▸ Stated problem: Reproduce the material word for word; the images stay out.

(Stored dataset items)
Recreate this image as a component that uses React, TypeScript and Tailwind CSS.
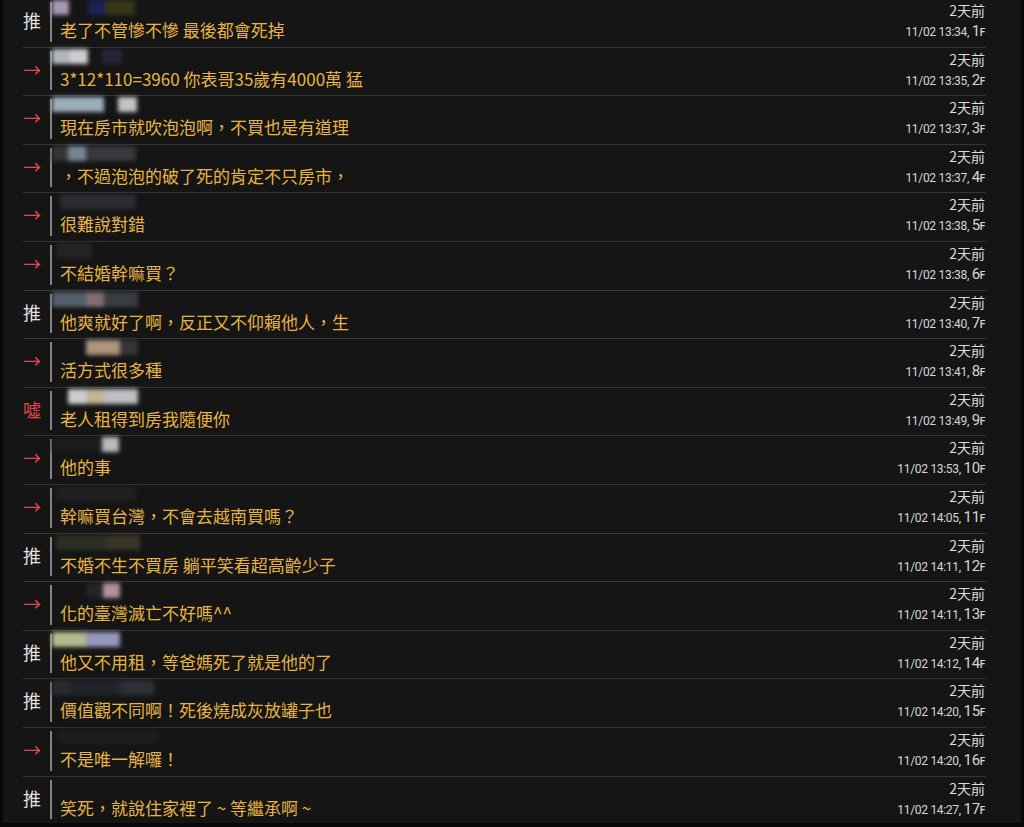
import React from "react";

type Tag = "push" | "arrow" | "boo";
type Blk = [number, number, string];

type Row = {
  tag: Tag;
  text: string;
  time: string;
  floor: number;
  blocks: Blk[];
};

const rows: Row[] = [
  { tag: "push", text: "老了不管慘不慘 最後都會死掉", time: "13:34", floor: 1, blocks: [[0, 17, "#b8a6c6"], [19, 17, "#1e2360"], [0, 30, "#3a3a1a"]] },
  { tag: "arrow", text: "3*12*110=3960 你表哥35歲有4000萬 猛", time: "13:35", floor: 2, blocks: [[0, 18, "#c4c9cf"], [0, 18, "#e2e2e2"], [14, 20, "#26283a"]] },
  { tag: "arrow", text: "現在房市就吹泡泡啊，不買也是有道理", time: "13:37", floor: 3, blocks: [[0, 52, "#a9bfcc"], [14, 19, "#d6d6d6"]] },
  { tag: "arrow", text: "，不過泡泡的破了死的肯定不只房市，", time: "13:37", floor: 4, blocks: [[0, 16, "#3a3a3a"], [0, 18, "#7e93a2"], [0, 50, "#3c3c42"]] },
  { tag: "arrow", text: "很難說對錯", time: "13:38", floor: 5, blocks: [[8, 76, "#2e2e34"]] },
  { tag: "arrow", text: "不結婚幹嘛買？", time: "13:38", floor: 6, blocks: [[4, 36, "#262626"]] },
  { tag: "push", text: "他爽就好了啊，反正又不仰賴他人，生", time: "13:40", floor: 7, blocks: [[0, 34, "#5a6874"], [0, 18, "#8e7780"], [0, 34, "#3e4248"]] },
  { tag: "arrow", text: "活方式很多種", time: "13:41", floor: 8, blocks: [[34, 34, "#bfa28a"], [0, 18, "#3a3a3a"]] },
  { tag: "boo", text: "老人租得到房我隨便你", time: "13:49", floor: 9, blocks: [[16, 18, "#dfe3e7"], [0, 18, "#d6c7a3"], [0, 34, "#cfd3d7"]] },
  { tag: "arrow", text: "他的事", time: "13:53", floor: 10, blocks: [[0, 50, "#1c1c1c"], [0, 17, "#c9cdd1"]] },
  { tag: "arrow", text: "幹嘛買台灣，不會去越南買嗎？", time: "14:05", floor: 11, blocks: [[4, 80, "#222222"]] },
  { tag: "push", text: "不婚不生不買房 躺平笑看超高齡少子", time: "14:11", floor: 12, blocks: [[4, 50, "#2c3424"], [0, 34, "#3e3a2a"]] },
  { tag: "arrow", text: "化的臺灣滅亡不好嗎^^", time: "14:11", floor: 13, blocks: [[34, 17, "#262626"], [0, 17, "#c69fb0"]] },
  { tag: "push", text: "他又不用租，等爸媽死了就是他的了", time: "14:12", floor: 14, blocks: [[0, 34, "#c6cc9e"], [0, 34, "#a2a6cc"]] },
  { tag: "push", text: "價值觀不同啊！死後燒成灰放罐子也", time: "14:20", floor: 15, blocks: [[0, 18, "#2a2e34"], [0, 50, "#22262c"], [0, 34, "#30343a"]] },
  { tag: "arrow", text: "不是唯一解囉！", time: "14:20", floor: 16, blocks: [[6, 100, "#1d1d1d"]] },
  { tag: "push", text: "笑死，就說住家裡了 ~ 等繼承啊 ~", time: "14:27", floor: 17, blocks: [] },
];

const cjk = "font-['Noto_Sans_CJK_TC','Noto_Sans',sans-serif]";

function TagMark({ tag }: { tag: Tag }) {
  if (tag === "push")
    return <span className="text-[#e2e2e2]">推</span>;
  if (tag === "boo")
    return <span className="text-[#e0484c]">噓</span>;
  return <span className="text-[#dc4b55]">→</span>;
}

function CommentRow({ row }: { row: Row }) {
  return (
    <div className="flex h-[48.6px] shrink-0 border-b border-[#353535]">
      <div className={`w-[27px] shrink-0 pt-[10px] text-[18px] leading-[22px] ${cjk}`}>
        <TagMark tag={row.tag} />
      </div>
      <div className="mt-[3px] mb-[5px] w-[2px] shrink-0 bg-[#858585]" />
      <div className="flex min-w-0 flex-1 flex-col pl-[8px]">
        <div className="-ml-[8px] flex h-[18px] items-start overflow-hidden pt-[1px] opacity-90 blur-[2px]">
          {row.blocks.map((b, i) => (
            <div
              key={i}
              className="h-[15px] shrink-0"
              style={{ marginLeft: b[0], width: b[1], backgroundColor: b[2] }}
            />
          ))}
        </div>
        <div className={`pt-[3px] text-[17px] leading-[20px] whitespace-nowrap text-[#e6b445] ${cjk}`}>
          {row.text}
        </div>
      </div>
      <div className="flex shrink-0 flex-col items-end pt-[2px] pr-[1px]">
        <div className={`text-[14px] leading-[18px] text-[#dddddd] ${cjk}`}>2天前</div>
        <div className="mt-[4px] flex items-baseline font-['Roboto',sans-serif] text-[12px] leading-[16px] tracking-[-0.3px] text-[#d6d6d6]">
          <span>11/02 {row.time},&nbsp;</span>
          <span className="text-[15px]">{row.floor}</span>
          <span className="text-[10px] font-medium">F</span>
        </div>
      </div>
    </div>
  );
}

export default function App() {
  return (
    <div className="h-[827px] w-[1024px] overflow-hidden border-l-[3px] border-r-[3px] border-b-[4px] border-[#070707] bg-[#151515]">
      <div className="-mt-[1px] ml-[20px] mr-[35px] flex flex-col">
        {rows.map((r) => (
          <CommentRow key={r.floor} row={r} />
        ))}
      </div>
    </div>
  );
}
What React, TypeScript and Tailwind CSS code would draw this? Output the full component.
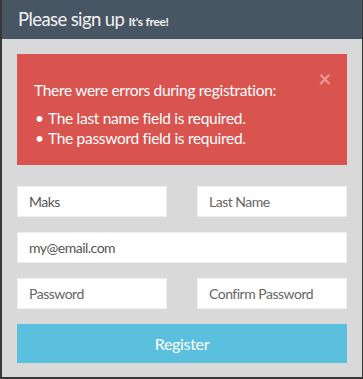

▸ Exercise answer:
Recreate this image as a component that uses React, TypeScript and Tailwind CSS.
import React from "react";

type Tag = "push" | "arrow" | "boo";
type Blk = [number, number, string];

type Row = {
  tag: Tag;
  text: string;
  time: string;
  floor: number;
  blocks: Blk[];
};

const rows: Row[] = [
  { tag: "push", text: "老了不管慘不慘 最後都會死掉", time: "13:34", floor: 1, blocks: [[0, 17, "#b8a6c6"], [19, 17, "#1e2360"], [0, 30, "#3a3a1a"]] },
  { tag: "arrow", text: "3*12*110=3960 你表哥35歲有4000萬 猛", time: "13:35", floor: 2, blocks: [[0, 18, "#c4c9cf"], [0, 18, "#e2e2e2"], [14, 20, "#26283a"]] },
  { tag: "arrow", text: "現在房市就吹泡泡啊，不買也是有道理", time: "13:37", floor: 3, blocks: [[0, 52, "#a9bfcc"], [14, 19, "#d6d6d6"]] },
  { tag: "arrow", text: "，不過泡泡的破了死的肯定不只房市，", time: "13:37", floor: 4, blocks: [[0, 16, "#3a3a3a"], [0, 18, "#7e93a2"], [0, 50, "#3c3c42"]] },
  { tag: "arrow", text: "很難說對錯", time: "13:38", floor: 5, blocks: [[8, 76, "#2e2e34"]] },
  { tag: "arrow", text: "不結婚幹嘛買？", time: "13:38", floor: 6, blocks: [[4, 36, "#262626"]] },
  { tag: "push", text: "他爽就好了啊，反正又不仰賴他人，生", time: "13:40", floor: 7, blocks: [[0, 34, "#5a6874"], [0, 18, "#8e7780"], [0, 34, "#3e4248"]] },
  { tag: "arrow", text: "活方式很多種", time: "13:41", floor: 8, blocks: [[34, 34, "#bfa28a"], [0, 18, "#3a3a3a"]] },
  { tag: "boo", text: "老人租得到房我隨便你", time: "13:49", floor: 9, blocks: [[16, 18, "#dfe3e7"], [0, 18, "#d6c7a3"], [0, 34, "#cfd3d7"]] },
  { tag: "arrow", text: "他的事", time: "13:53", floor: 10, blocks: [[0, 50, "#1c1c1c"], [0, 17, "#c9cdd1"]] },
  { tag: "arrow", text: "幹嘛買台灣，不會去越南買嗎？", time: "14:05", floor: 11, blocks: [[4, 80, "#222222"]] },
  { tag: "push", text: "不婚不生不買房 躺平笑看超高齡少子", time: "14:11", floor: 12, blocks: [[4, 50, "#2c3424"], [0, 34, "#3e3a2a"]] },
  { tag: "arrow", text: "化的臺灣滅亡不好嗎^^", time: "14:11", floor: 13, blocks: [[34, 17, "#262626"], [0, 17, "#c69fb0"]] },
  { tag: "push", text: "他又不用租，等爸媽死了就是他的了", time: "14:12", floor: 14, blocks: [[0, 34, "#c6cc9e"], [0, 34, "#a2a6cc"]] },
  { tag: "push", text: "價值觀不同啊！死後燒成灰放罐子也", time: "14:20", floor: 15, blocks: [[0, 18, "#2a2e34"], [0, 50, "#22262c"], [0, 34, "#30343a"]] },
  { tag: "arrow", text: "不是唯一解囉！", time: "14:20", floor: 16, blocks: [[6, 100, "#1d1d1d"]] },
  { tag: "push", text: "笑死，就說住家裡了 ~ 等繼承啊 ~", time: "14:27", floor: 17, blocks: [] },
];

const cjk = "font-['Noto_Sans_CJK_TC','Noto_Sans',sans-serif]";

function TagMark({ tag }: { tag: Tag }) {
  if (tag === "push")
    return <span className="text-[#e2e2e2]">推</span>;
  if (tag === "boo")
    return <span className="text-[#e0484c]">噓</span>;
  return <span className="text-[#dc4b55]">→</span>;
}

function CommentRow({ row }: { row: Row }) {
  return (
    <div className="flex h-[48.6px] shrink-0 border-b border-[#353535]">
      <div className={`w-[27px] shrink-0 pt-[10px] text-[18px] leading-[22px] ${cjk}`}>
        <TagMark tag={row.tag} />
      </div>
      <div className="mt-[3px] mb-[5px] w-[2px] shrink-0 bg-[#858585]" />
      <div className="flex min-w-0 flex-1 flex-col pl-[8px]">
        <div className="-ml-[8px] flex h-[18px] items-start overflow-hidden pt-[1px] opacity-90 blur-[2px]">
          {row.blocks.map((b, i) => (
            <div
              key={i}
              className="h-[15px] shrink-0"
              style={{ marginLeft: b[0], width: b[1], backgroundColor: b[2] }}
            />
          ))}
        </div>
        <div className={`pt-[3px] text-[17px] leading-[20px] whitespace-nowrap text-[#e6b445] ${cjk}`}>
          {row.text}
        </div>
      </div>
      <div className="flex shrink-0 flex-col items-end pt-[2px] pr-[1px]">
        <div className={`text-[14px] leading-[18px] text-[#dddddd] ${cjk}`}>2天前</div>
        <div className="mt-[4px] flex items-baseline font-['Roboto',sans-serif] text-[12px] leading-[16px] tracking-[-0.3px] text-[#d6d6d6]">
          <span>11/02 {row.time},&nbsp;</span>
          <span className="text-[15px]">{row.floor}</span>
          <span className="text-[10px] font-medium">F</span>
        </div>
      </div>
    </div>
  );
}

export default function App() {
  return (
    <div className="h-[827px] w-[1024px] overflow-hidden border-l-[3px] border-r-[3px] border-b-[4px] border-[#070707] bg-[#151515]">
      <div className="-mt-[1px] ml-[20px] mr-[35px] flex flex-col">
        {rows.map((r) => (
          <CommentRow key={r.floor} row={r} />
        ))}
      </div>
    </div>
  );
}
What React, TypeScript and Tailwind CSS code would draw this? Output the full component.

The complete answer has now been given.